=== Dataset excerpt ===

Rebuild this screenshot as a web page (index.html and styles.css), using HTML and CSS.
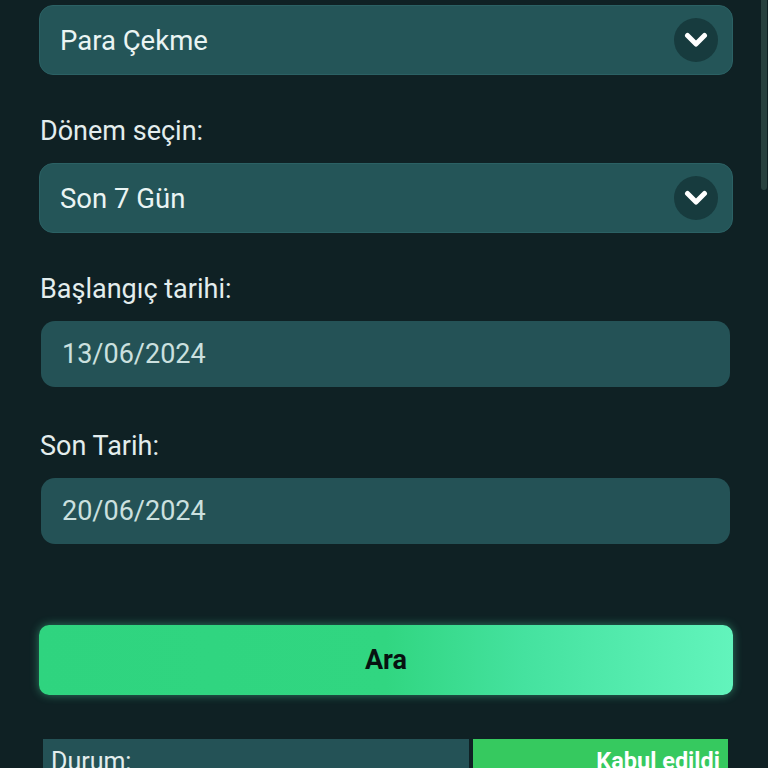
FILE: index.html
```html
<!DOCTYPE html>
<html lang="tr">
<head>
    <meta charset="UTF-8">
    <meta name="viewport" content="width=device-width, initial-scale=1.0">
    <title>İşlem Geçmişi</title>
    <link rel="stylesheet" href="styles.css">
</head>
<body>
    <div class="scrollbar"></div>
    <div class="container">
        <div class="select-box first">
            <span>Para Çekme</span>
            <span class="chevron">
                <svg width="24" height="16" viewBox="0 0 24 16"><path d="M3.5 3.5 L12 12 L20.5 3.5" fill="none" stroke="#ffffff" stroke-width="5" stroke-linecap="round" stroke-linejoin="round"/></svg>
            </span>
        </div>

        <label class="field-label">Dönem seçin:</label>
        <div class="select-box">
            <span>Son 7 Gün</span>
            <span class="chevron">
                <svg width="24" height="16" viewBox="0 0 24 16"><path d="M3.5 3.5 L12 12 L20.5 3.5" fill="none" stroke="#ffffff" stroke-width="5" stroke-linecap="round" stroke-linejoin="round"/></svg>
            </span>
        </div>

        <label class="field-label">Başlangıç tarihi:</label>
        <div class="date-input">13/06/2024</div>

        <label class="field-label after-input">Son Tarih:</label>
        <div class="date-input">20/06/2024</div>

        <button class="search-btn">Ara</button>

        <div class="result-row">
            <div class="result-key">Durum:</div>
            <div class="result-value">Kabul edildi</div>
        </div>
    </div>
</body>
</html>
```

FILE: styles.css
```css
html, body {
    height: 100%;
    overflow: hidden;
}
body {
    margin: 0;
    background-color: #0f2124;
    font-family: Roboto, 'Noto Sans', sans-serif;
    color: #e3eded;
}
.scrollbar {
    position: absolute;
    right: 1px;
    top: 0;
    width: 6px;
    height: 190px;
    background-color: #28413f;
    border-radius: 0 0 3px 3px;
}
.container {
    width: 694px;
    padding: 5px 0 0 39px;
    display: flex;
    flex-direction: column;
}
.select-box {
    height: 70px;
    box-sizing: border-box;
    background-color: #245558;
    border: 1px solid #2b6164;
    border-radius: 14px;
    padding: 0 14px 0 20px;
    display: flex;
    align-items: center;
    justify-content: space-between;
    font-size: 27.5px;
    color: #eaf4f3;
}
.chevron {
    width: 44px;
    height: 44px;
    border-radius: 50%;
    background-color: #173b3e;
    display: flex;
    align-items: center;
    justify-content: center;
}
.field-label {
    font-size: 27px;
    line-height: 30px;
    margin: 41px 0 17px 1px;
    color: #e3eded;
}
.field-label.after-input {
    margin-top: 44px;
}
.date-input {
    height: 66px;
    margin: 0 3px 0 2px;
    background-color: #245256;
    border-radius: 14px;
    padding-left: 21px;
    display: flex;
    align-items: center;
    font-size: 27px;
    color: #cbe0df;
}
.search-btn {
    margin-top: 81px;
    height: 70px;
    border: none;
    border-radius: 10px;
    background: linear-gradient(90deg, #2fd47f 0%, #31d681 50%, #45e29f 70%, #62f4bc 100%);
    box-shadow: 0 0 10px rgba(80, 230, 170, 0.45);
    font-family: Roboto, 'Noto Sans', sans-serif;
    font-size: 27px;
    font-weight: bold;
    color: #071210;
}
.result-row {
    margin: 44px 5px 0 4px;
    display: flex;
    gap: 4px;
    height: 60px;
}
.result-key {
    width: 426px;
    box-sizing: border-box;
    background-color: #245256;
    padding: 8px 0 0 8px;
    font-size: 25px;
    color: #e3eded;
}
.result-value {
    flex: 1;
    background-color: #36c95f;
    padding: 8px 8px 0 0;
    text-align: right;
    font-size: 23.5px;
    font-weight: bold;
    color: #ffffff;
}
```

===

■ Exercise directions: Restate the data above word for word. Skip every picture.

■ Result for this task:
Rebuild this screenshot as a web page (index.html and styles.css), using HTML and CSS.
FILE: index.html
```html
<!DOCTYPE html>
<html lang="tr">
<head>
    <meta charset="UTF-8">
    <meta name="viewport" content="width=device-width, initial-scale=1.0">
    <title>İşlem Geçmişi</title>
    <link rel="stylesheet" href="styles.css">
</head>
<body>
    <div class="scrollbar"></div>
    <div class="container">
        <div class="select-box first">
            <span>Para Çekme</span>
            <span class="chevron">
                <svg width="24" height="16" viewBox="0 0 24 16"><path d="M3.5 3.5 L12 12 L20.5 3.5" fill="none" stroke="#ffffff" stroke-width="5" stroke-linecap="round" stroke-linejoin="round"/></svg>
            </span>
        </div>

        <label class="field-label">Dönem seçin:</label>
        <div class="select-box">
            <span>Son 7 Gün</span>
            <span class="chevron">
                <svg width="24" height="16" viewBox="0 0 24 16"><path d="M3.5 3.5 L12 12 L20.5 3.5" fill="none" stroke="#ffffff" stroke-width="5" stroke-linecap="round" stroke-linejoin="round"/></svg>
            </span>
        </div>

        <label class="field-label">Başlangıç tarihi:</label>
        <div class="date-input">13/06/2024</div>

        <label class="field-label after-input">Son Tarih:</label>
        <div class="date-input">20/06/2024</div>

        <button class="search-btn">Ara</button>

        <div class="result-row">
            <div class="result-key">Durum:</div>
            <div class="result-value">Kabul edildi</div>
        </div>
    </div>
</body>
</html>
```

FILE: styles.css
```css
html, body {
    height: 100%;
    overflow: hidden;
}
body {
    margin: 0;
    background-color: #0f2124;
    font-family: Roboto, 'Noto Sans', sans-serif;
    color: #e3eded;
}
.scrollbar {
    position: absolute;
    right: 1px;
    top: 0;
    width: 6px;
    height: 190px;
    background-color: #28413f;
    border-radius: 0 0 3px 3px;
}
.container {
    width: 694px;
    padding: 5px 0 0 39px;
    display: flex;
    flex-direction: column;
}
.select-box {
    height: 70px;
    box-sizing: border-box;
    background-color: #245558;
    border: 1px solid #2b6164;
    border-radius: 14px;
    padding: 0 14px 0 20px;
    display: flex;
    align-items: center;
    justify-content: space-between;
    font-size: 27.5px;
    color: #eaf4f3;
}
.chevron {
    width: 44px;
    height: 44px;
    border-radius: 50%;
    background-color: #173b3e;
    display: flex;
    align-items: center;
    justify-content: center;
}
.field-label {
    font-size: 27px;
    line-height: 30px;
    margin: 41px 0 17px 1px;
    color: #e3eded;
}
.field-label.after-input {
    margin-top: 44px;
}
.date-input {
    height: 66px;
    margin: 0 3px 0 2px;
    background-color: #245256;
    border-radius: 14px;
    padding-left: 21px;
    display: flex;
    align-items: center;
    font-size: 27px;
    color: #cbe0df;
}
.search-btn {
    margin-top: 81px;
    height: 70px;
    border: none;
    border-radius: 10px;
    background: linear-gradient(90deg, #2fd47f 0%, #31d681 50%, #45e29f 70%, #62f4bc 100%);
    box-shadow: 0 0 10px rgba(80, 230, 170, 0.45);
    font-family: Roboto, 'Noto Sans', sans-serif;
    font-size: 27px;
    font-weight: bold;
    color: #071210;
}
.result-row {
    margin: 44px 5px 0 4px;
    display: flex;
    gap: 4px;
    height: 60px;
}
.result-key {
    width: 426px;
    box-sizing: border-box;
    background-color: #245256;
    padding: 8px 0 0 8px;
    font-size: 25px;
    color: #e3eded;
}
.result-value {
    flex: 1;
    background-color: #36c95f;
    padding: 8px 8px 0 0;
    text-align: right;
    font-size: 23.5px;
    font-weight: bold;
    color: #ffffff;
}
```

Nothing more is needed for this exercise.